According to Scott Garrett, Beckman Coulter's chairman, president and CEO, this acquisition will broaden his company's chemistry offering substantially as well as broaden the chemistry customer base.

"This compelling transaction combines the chemistry product lines of our two companies into a complete chemistry systems offering," Garrett says. "It enhances Beckman Coulter as a leading provider of chemistry products with additional opportunities to expand our immunoassay reach into their chemistry installed base. Customers will benefit from the expanded range of products, particularly those large hospital and university laboratories where higher throughput systems are preferred. In addition, Beckman Coulter's strength in total lab automation will be complemented by Olympus' strong pre-analytical automation position in Europe and Asia."

The overriding reason to make the deal, notes Mary Luthy, a spokesperson for Beckman Coulter, was to fill gaps in the company's chemistry product line.
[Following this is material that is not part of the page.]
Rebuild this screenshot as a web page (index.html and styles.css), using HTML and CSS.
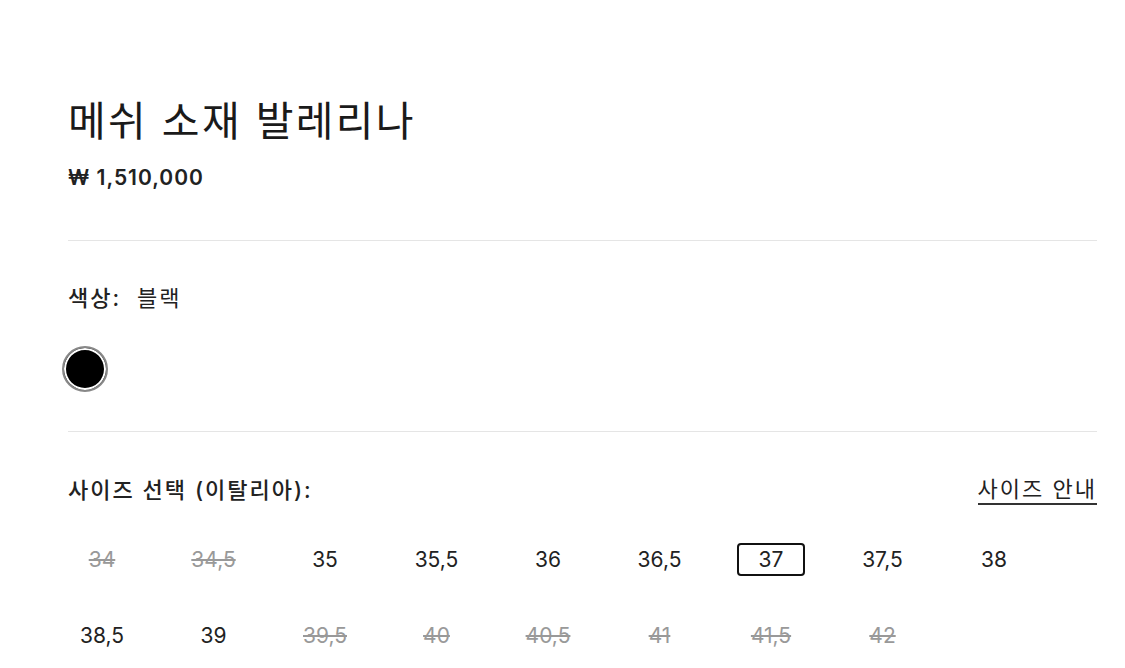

"We already had a great market presence in U.S. labs, and our 'sweet spot' was in mid- to high-volume labs," she explains. "Olympus, though, has an analyzer that speaks to the needs of ultra-high-volume labs like reference labs and university labs, and they also have a good solution at the low end, below where we currently have product offerings."

Now, Luthy says, Beckman Coulter has coverage across virtually all testing volumes, and this puts the company into a truly competitive position with Roche Diagnostics.

"This deal really sets us up for continued and wider leadership in biomedical testing," Luthy says.

In 2010, the Olympus Diagnostics business is anticipated to increase Beckman Coulter's revenue by approximately $500 million on a full-year basis and generate approximately $40 million to $50 million in operating income (excluding FAS141R associated amortization). Beckman Coulter believes that 2010 pre-tax savings of between $50 million and $60 million can be achieved from the combination of Olympus operating expenses of about $200 million and Beckman Coulter operating expenses of more than $1 billion. Savings are expected to be realized from leveraging existing global infrastructure and integrating sales, service, administrative and research and development activities. Excluding amortization costs related to FAS141R, a new standard guiding accounting for acquired businesses, the company believes that the acquisition will be substantially accretive to earnings in 2010.

As part of the agreement, Beckman Coulter has the right to deliver up to 37.5 percent of the purchase price in the form of Beckman Coulter stock. As such, Beckman Coulter expects to finance the acquisition with a combination of newly issued Beckman Coulter common stock totaling about $300 million and newly issued debt on the order of $500 million. The company does not anticipate a change in its current investment grade ratings.

"We remain focused on creating shareholder value through growth, quality and operating excellence. The combination of Beckman Coulter and Olympus demonstrates our commitment to further expand chemistry and sustain our above-market growth in immunoassay," Garrett says. "A foundation of stable markets, a defensive business model, well-recognized competencies in optimizing lab processes and an unyielding commitment to quality positions us for continued leadership in biomedical testing."

The transaction is expected to close in the third quarter of 2009 and is subject to customary government approvals, the finalization of certain ancillary agreements and the disclosure schedules, as well as other customary conditions.